● **EXERCISE REQUIREMENTS**
Repeat the listing exactly as given, omitting every image.

● **DATA EXCERPT**
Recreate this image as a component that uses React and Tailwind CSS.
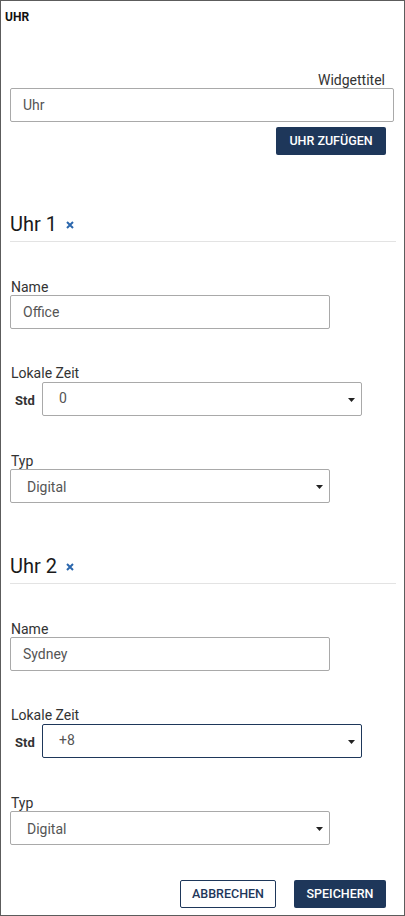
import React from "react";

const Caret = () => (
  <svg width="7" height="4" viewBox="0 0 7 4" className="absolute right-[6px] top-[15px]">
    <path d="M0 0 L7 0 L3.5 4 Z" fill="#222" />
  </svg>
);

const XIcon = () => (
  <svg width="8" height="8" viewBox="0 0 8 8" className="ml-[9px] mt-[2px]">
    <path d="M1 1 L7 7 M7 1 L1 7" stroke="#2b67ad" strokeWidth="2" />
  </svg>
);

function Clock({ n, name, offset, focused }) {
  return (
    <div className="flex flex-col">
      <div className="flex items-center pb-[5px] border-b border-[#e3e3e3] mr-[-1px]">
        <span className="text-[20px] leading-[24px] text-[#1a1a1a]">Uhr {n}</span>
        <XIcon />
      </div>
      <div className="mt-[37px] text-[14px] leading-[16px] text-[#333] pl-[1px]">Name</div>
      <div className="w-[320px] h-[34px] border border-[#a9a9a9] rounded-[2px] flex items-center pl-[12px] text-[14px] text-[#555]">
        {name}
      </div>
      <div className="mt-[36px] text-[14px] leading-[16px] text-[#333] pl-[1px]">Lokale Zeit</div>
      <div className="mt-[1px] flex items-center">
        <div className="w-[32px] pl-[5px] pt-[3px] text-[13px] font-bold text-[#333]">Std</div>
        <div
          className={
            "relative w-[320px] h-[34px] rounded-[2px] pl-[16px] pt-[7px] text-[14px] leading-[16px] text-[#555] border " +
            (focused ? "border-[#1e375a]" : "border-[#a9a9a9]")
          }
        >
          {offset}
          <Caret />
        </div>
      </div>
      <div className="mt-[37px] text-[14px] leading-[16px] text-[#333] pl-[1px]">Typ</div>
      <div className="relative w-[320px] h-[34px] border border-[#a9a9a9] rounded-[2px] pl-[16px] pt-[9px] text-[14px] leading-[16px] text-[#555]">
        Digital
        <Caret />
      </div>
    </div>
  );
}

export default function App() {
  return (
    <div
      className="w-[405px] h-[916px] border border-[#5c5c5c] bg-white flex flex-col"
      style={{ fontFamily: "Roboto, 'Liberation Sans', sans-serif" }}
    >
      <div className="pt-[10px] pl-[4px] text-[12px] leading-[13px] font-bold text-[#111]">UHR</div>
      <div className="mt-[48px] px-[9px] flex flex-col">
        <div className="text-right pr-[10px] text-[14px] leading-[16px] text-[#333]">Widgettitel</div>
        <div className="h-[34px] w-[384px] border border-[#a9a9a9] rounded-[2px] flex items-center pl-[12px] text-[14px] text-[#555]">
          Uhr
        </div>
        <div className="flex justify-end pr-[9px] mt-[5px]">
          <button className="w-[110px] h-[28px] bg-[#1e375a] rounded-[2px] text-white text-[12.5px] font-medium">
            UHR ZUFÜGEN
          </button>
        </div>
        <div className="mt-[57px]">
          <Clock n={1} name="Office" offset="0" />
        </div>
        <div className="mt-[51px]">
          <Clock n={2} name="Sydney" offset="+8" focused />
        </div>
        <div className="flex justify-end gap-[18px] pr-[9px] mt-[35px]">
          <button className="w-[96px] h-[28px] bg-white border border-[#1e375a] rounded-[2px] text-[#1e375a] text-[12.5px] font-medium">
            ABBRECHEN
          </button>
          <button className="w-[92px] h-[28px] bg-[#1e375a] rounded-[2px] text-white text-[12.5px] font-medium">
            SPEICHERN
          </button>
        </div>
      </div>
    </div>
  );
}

● **THE RESULT**
Recreate this image as a component that uses React and Tailwind CSS.
import React from "react";

const Caret = () => (
  <svg width="7" height="4" viewBox="0 0 7 4" className="absolute right-[6px] top-[15px]">
    <path d="M0 0 L7 0 L3.5 4 Z" fill="#222" />
  </svg>
);

const XIcon = () => (
  <svg width="8" height="8" viewBox="0 0 8 8" className="ml-[9px] mt-[2px]">
    <path d="M1 1 L7 7 M7 1 L1 7" stroke="#2b67ad" strokeWidth="2" />
  </svg>
);

function Clock({ n, name, offset, focused }) {
  return (
    <div className="flex flex-col">
      <div className="flex items-center pb-[5px] border-b border-[#e3e3e3] mr-[-1px]">
        <span className="text-[20px] leading-[24px] text-[#1a1a1a]">Uhr {n}</span>
        <XIcon />
      </div>
      <div className="mt-[37px] text-[14px] leading-[16px] text-[#333] pl-[1px]">Name</div>
      <div className="w-[320px] h-[34px] border border-[#a9a9a9] rounded-[2px] flex items-center pl-[12px] text-[14px] text-[#555]">
        {name}
      </div>
      <div className="mt-[36px] text-[14px] leading-[16px] text-[#333] pl-[1px]">Lokale Zeit</div>
      <div className="mt-[1px] flex items-center">
        <div className="w-[32px] pl-[5px] pt-[3px] text-[13px] font-bold text-[#333]">Std</div>
        <div
          className={
            "relative w-[320px] h-[34px] rounded-[2px] pl-[16px] pt-[7px] text-[14px] leading-[16px] text-[#555] border " +
            (focused ? "border-[#1e375a]" : "border-[#a9a9a9]")
          }
        >
          {offset}
          <Caret />
        </div>
      </div>
      <div className="mt-[37px] text-[14px] leading-[16px] text-[#333] pl-[1px]">Typ</div>
      <div className="relative w-[320px] h-[34px] border border-[#a9a9a9] rounded-[2px] pl-[16px] pt-[9px] text-[14px] leading-[16px] text-[#555]">
        Digital
        <Caret />
      </div>
    </div>
  );
}

export default function App() {
  return (
    <div
      className="w-[405px] h-[916px] border border-[#5c5c5c] bg-white flex flex-col"
      style={{ fontFamily: "Roboto, 'Liberation Sans', sans-serif" }}
    >
      <div className="pt-[10px] pl-[4px] text-[12px] leading-[13px] font-bold text-[#111]">UHR</div>
      <div className="mt-[48px] px-[9px] flex flex-col">
        <div className="text-right pr-[10px] text-[14px] leading-[16px] text-[#333]">Widgettitel</div>
        <div className="h-[34px] w-[384px] border border-[#a9a9a9] rounded-[2px] flex items-center pl-[12px] text-[14px] text-[#555]">
          Uhr
        </div>
        <div className="flex justify-end pr-[9px] mt-[5px]">
          <button className="w-[110px] h-[28px] bg-[#1e375a] rounded-[2px] text-white text-[12.5px] font-medium">
            UHR ZUFÜGEN
          </button>
        </div>
        <div className="mt-[57px]">
          <Clock n={1} name="Office" offset="0" />
        </div>
        <div className="mt-[51px]">
          <Clock n={2} name="Sydney" offset="+8" focused />
        </div>
        <div className="flex justify-end gap-[18px] pr-[9px] mt-[35px]">
          <button className="w-[96px] h-[28px] bg-white border border-[#1e375a] rounded-[2px] text-[#1e375a] text-[12.5px] font-medium">
            ABBRECHEN
          </button>
          <button className="w-[92px] h-[28px] bg-[#1e375a] rounded-[2px] text-white text-[12.5px] font-medium">
            SPEICHERN
          </button>
        </div>
      </div>
    </div>
  );
}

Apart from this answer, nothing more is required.